You can watch the interview yourself, but we’ve transcribed the relevant bits below:

MORGAN: What’s your view of abortion?

CAIN: I believe that life begins at conception and abortion under no circumstances - and here’s why

MORGAN: No circumstances?

CAIN: No circumstances.

MORGAN: Because many of your fellow candidates - well, certainly, some of them - qualify that

CAIN: they qualify it, but

MORGAN: rape, and incest, and so on.

CAIN: rape and incest

MORGAN: Are you honestly saying - a tricky question, i know

CAIN: a tricky question

MORGAN: You’ve had children, grandchildren

CAIN: Yes

MORGAN: If one of your female children, grandchildren was raped, you would honestly want her to bring up that baby as her own?

CAIN: See, you’re mixing two things here Piers.

MORGAN: Why?

CAIN: You’re mixing two things here

MORGAN: But that’s what it comes down to

CAIN: What it comes down to is not the government’s role or anybody else’s role to make that decision. Secondly, if you look at the statistical incidents, you’re not talking about that big a number. So what I’m saying is it ultimately gets down to a choice that that family or that mother has to make. Not me as president. Not some politician. Not a bureaucrat. It gets down to that family, and whatever they decide, they decide. I shouldn’t try to tell them what decision to make for such a sensitive decision.

MORGAN: But by expressing the view that you’ve expressed, you are effectively… You might be president. You can’t hide behind the mask of being the pizza guy. You might be president of the United States of America. So your views on these things become exponentially massively more important. They become a directive to the nation.

CAIN: No they don’t. I can have an opinion on an issue without it being a directive on the nation. The government shouldn’t be trying to tell people everything to do, especially when it comes to a social decision that they need to make.

MORGAN: That’s a very interesting departure from the normal politics.

CAIN: Exactly.

Cain’s campaign later released a statement attempting to clarify his position, saying:

Yesterday in an interview with Piers Morgan on CNN, I was asked questions about abortion policy and the role of the President. I understood the thrust of the question to ask whether that I, as president, would simply “order” people to not seek an abortion. My answer was focused on the role of the President. The President has no constitutional authority to order any such action by anyone. That was the point I was trying to convey. As to my political policy view on abortion, I am 100% pro-life. End of story.
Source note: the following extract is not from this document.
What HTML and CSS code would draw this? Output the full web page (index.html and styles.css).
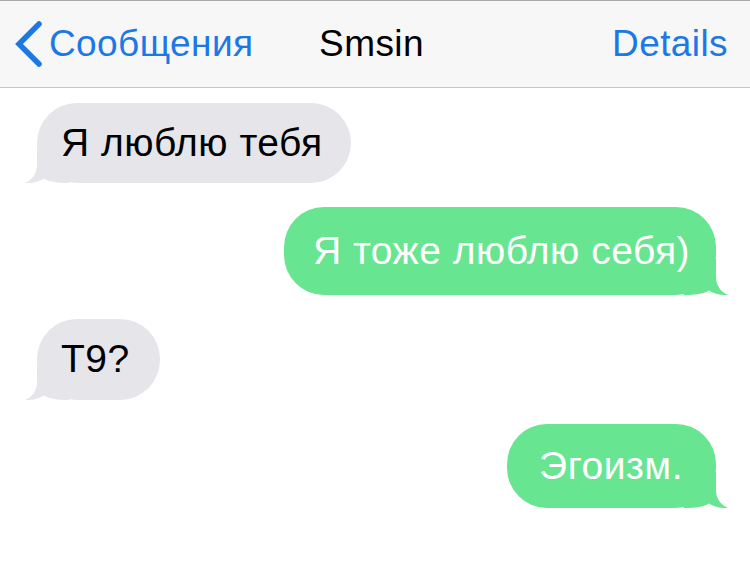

The whole episode has given Cain’s opponents a clear opening to attack. Rick Santorum told the Associated Press that Cain’s position was “basically the position that just about every pro-choice politician has in America.”

And at Saturday’s Faith and Freedom Coalition banquet in Des Moines, Iowa, Rick Perry took a clear jab at Cain (though without naming him personally), with this remark:

“It is a liberal canard to say I am personally pro-life but government should stay out of that decision. If that is your view, you are not pro-life, you are pro having your cake and eating it too.”

More intriguing, CNN reported that an anonymous leaflet was distributed on car windshields outside the banquet, saying “Herman Cain threw the babies under the bus,” and quoting Cain’s remarks from the CNN interview: “It ultimately gets down to a choice that that family or that mother has to make.”